* [SOURCE DATA]:

----------

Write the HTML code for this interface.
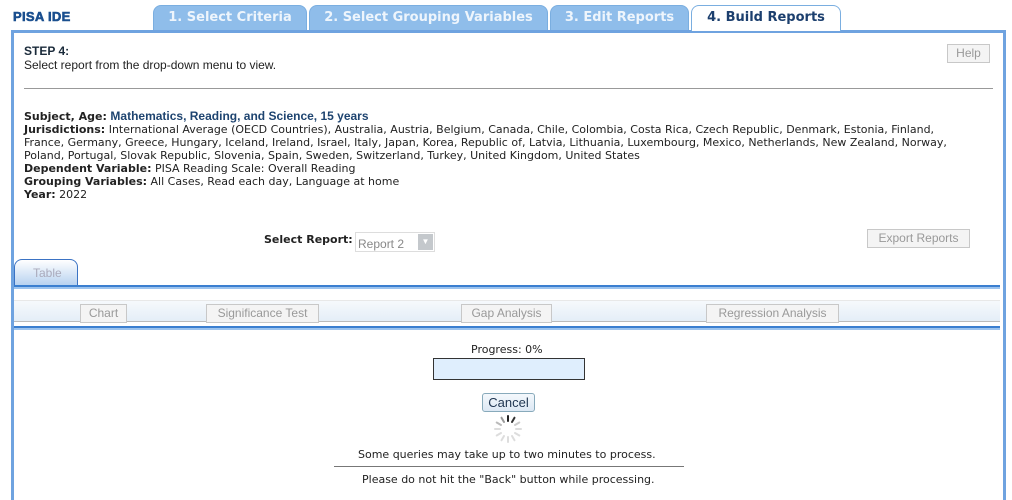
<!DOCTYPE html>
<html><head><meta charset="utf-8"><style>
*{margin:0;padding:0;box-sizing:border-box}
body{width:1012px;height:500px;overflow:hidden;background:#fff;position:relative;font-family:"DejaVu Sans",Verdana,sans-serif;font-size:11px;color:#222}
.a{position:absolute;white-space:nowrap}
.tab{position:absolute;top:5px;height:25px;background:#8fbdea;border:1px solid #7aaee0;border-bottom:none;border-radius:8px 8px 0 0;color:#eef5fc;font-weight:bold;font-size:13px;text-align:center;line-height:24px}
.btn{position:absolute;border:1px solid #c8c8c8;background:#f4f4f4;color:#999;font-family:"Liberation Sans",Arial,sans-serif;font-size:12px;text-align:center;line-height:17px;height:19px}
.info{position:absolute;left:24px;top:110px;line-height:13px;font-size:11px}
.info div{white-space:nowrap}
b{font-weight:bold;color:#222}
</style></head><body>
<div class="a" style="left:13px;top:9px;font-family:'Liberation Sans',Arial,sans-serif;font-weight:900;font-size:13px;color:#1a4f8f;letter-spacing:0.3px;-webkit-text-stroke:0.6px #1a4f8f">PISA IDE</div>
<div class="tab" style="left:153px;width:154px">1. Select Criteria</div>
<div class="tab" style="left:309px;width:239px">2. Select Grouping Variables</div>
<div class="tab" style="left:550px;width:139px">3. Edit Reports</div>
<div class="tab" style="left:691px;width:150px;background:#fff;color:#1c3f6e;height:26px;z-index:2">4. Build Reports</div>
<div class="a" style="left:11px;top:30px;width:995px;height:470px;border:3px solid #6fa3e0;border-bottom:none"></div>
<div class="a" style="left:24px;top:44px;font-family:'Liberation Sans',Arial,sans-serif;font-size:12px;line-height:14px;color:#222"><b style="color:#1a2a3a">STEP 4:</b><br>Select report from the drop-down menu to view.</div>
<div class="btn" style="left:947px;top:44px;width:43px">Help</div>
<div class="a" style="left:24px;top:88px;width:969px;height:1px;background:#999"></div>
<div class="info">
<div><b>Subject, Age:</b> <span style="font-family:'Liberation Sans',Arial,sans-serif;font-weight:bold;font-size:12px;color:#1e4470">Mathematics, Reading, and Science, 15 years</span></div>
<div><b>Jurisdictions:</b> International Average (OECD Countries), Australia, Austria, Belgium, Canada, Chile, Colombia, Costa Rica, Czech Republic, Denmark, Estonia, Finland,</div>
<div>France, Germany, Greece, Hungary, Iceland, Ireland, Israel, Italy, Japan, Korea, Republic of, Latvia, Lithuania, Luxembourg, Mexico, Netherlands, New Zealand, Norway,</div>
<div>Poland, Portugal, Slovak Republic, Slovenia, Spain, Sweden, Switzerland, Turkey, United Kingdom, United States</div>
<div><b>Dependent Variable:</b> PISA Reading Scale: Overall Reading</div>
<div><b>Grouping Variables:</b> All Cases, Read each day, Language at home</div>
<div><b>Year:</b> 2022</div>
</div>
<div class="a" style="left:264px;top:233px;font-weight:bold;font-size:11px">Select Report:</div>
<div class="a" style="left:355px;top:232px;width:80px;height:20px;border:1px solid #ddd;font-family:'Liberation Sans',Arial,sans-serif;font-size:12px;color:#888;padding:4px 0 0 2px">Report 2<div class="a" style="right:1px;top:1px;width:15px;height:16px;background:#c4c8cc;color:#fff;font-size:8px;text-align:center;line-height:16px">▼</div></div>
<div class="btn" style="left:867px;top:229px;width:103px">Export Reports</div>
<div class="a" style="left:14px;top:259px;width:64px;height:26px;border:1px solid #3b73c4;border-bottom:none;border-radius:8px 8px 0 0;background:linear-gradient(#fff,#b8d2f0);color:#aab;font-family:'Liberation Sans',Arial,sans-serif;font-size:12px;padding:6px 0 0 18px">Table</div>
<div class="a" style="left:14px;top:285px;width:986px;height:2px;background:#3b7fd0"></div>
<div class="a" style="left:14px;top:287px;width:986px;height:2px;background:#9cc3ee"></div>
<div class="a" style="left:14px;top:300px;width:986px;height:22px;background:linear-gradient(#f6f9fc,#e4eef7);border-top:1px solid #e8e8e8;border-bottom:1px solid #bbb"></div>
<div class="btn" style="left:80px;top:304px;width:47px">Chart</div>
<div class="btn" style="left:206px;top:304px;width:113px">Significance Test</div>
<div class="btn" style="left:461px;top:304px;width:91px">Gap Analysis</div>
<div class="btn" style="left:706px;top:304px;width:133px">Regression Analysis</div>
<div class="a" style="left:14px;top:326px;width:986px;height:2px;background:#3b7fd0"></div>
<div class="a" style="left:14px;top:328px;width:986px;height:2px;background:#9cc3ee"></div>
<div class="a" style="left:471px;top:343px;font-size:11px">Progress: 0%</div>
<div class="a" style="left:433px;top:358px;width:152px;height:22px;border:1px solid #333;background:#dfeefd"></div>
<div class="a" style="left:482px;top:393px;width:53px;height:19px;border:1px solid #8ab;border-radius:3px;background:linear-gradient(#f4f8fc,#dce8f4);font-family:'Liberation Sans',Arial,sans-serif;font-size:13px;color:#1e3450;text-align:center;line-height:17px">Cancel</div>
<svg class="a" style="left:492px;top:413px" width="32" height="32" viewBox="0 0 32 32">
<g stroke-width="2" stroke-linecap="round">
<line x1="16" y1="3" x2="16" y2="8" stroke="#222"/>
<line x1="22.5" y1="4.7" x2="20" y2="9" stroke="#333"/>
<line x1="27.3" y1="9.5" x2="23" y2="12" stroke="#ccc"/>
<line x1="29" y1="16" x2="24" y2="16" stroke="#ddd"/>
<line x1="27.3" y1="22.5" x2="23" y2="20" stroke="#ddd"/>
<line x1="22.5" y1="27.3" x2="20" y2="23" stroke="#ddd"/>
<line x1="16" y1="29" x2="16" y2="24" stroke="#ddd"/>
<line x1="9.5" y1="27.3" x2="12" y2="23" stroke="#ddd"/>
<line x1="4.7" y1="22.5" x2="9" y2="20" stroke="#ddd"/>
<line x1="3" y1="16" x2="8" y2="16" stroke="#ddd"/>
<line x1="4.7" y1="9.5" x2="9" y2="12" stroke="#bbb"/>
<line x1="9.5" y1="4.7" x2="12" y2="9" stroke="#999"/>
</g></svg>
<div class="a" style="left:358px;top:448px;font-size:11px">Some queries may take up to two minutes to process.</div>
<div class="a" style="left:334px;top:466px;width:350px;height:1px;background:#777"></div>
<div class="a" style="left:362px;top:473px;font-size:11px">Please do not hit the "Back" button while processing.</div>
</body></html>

----------

* [EXERCISE DIRECTIONS]: Reproduce every line exactly and omit all pictures.

* [TASK ANSWER]:
Write the HTML code for this interface.
<!DOCTYPE html>
<html><head><meta charset="utf-8"><style>
*{margin:0;padding:0;box-sizing:border-box}
body{width:1012px;height:500px;overflow:hidden;background:#fff;position:relative;font-family:"DejaVu Sans",Verdana,sans-serif;font-size:11px;color:#222}
.a{position:absolute;white-space:nowrap}
.tab{position:absolute;top:5px;height:25px;background:#8fbdea;border:1px solid #7aaee0;border-bottom:none;border-radius:8px 8px 0 0;color:#eef5fc;font-weight:bold;font-size:13px;text-align:center;line-height:24px}
.btn{position:absolute;border:1px solid #c8c8c8;background:#f4f4f4;color:#999;font-family:"Liberation Sans",Arial,sans-serif;font-size:12px;text-align:center;line-height:17px;height:19px}
.info{position:absolute;left:24px;top:110px;line-height:13px;font-size:11px}
.info div{white-space:nowrap}
b{font-weight:bold;color:#222}
</style></head><body>
<div class="a" style="left:13px;top:9px;font-family:'Liberation Sans',Arial,sans-serif;font-weight:900;font-size:13px;color:#1a4f8f;letter-spacing:0.3px;-webkit-text-stroke:0.6px #1a4f8f">PISA IDE</div>
<div class="tab" style="left:153px;width:154px">1. Select Criteria</div>
<div class="tab" style="left:309px;width:239px">2. Select Grouping Variables</div>
<div class="tab" style="left:550px;width:139px">3. Edit Reports</div>
<div class="tab" style="left:691px;width:150px;background:#fff;color:#1c3f6e;height:26px;z-index:2">4. Build Reports</div>
<div class="a" style="left:11px;top:30px;width:995px;height:470px;border:3px solid #6fa3e0;border-bottom:none"></div>
<div class="a" style="left:24px;top:44px;font-family:'Liberation Sans',Arial,sans-serif;font-size:12px;line-height:14px;color:#222"><b style="color:#1a2a3a">STEP 4:</b><br>Select report from the drop-down menu to view.</div>
<div class="btn" style="left:947px;top:44px;width:43px">Help</div>
<div class="a" style="left:24px;top:88px;width:969px;height:1px;background:#999"></div>
<div class="info">
<div><b>Subject, Age:</b> <span style="font-family:'Liberation Sans',Arial,sans-serif;font-weight:bold;font-size:12px;color:#1e4470">Mathematics, Reading, and Science, 15 years</span></div>
<div><b>Jurisdictions:</b> International Average (OECD Countries), Australia, Austria, Belgium, Canada, Chile, Colombia, Costa Rica, Czech Republic, Denmark, Estonia, Finland,</div>
<div>France, Germany, Greece, Hungary, Iceland, Ireland, Israel, Italy, Japan, Korea, Republic of, Latvia, Lithuania, Luxembourg, Mexico, Netherlands, New Zealand, Norway,</div>
<div>Poland, Portugal, Slovak Republic, Slovenia, Spain, Sweden, Switzerland, Turkey, United Kingdom, United States</div>
<div><b>Dependent Variable:</b> PISA Reading Scale: Overall Reading</div>
<div><b>Grouping Variables:</b> All Cases, Read each day, Language at home</div>
<div><b>Year:</b> 2022</div>
</div>
<div class="a" style="left:264px;top:233px;font-weight:bold;font-size:11px">Select Report:</div>
<div class="a" style="left:355px;top:232px;width:80px;height:20px;border:1px solid #ddd;font-family:'Liberation Sans',Arial,sans-serif;font-size:12px;color:#888;padding:4px 0 0 2px">Report 2<div class="a" style="right:1px;top:1px;width:15px;height:16px;background:#c4c8cc;color:#fff;font-size:8px;text-align:center;line-height:16px">▼</div></div>
<div class="btn" style="left:867px;top:229px;width:103px">Export Reports</div>
<div class="a" style="left:14px;top:259px;width:64px;height:26px;border:1px solid #3b73c4;border-bottom:none;border-radius:8px 8px 0 0;background:linear-gradient(#fff,#b8d2f0);color:#aab;font-family:'Liberation Sans',Arial,sans-serif;font-size:12px;padding:6px 0 0 18px">Table</div>
<div class="a" style="left:14px;top:285px;width:986px;height:2px;background:#3b7fd0"></div>
<div class="a" style="left:14px;top:287px;width:986px;height:2px;background:#9cc3ee"></div>
<div class="a" style="left:14px;top:300px;width:986px;height:22px;background:linear-gradient(#f6f9fc,#e4eef7);border-top:1px solid #e8e8e8;border-bottom:1px solid #bbb"></div>
<div class="btn" style="left:80px;top:304px;width:47px">Chart</div>
<div class="btn" style="left:206px;top:304px;width:113px">Significance Test</div>
<div class="btn" style="left:461px;top:304px;width:91px">Gap Analysis</div>
<div class="btn" style="left:706px;top:304px;width:133px">Regression Analysis</div>
<div class="a" style="left:14px;top:326px;width:986px;height:2px;background:#3b7fd0"></div>
<div class="a" style="left:14px;top:328px;width:986px;height:2px;background:#9cc3ee"></div>
<div class="a" style="left:471px;top:343px;font-size:11px">Progress: 0%</div>
<div class="a" style="left:433px;top:358px;width:152px;height:22px;border:1px solid #333;background:#dfeefd"></div>
<div class="a" style="left:482px;top:393px;width:53px;height:19px;border:1px solid #8ab;border-radius:3px;background:linear-gradient(#f4f8fc,#dce8f4);font-family:'Liberation Sans',Arial,sans-serif;font-size:13px;color:#1e3450;text-align:center;line-height:17px">Cancel</div>
<svg class="a" style="left:492px;top:413px" width="32" height="32" viewBox="0 0 32 32">
<g stroke-width="2" stroke-linecap="round">
<line x1="16" y1="3" x2="16" y2="8" stroke="#222"/>
<line x1="22.5" y1="4.7" x2="20" y2="9" stroke="#333"/>
<line x1="27.3" y1="9.5" x2="23" y2="12" stroke="#ccc"/>
<line x1="29" y1="16" x2="24" y2="16" stroke="#ddd"/>
<line x1="27.3" y1="22.5" x2="23" y2="20" stroke="#ddd"/>
<line x1="22.5" y1="27.3" x2="20" y2="23" stroke="#ddd"/>
<line x1="16" y1="29" x2="16" y2="24" stroke="#ddd"/>
<line x1="9.5" y1="27.3" x2="12" y2="23" stroke="#ddd"/>
<line x1="4.7" y1="22.5" x2="9" y2="20" stroke="#ddd"/>
<line x1="3" y1="16" x2="8" y2="16" stroke="#ddd"/>
<line x1="4.7" y1="9.5" x2="9" y2="12" stroke="#bbb"/>
<line x1="9.5" y1="4.7" x2="12" y2="9" stroke="#999"/>
</g></svg>
<div class="a" style="left:358px;top:448px;font-size:11px">Some queries may take up to two minutes to process.</div>
<div class="a" style="left:334px;top:466px;width:350px;height:1px;background:#777"></div>
<div class="a" style="left:362px;top:473px;font-size:11px">Please do not hit the "Back" button while processing.</div>
</body></html>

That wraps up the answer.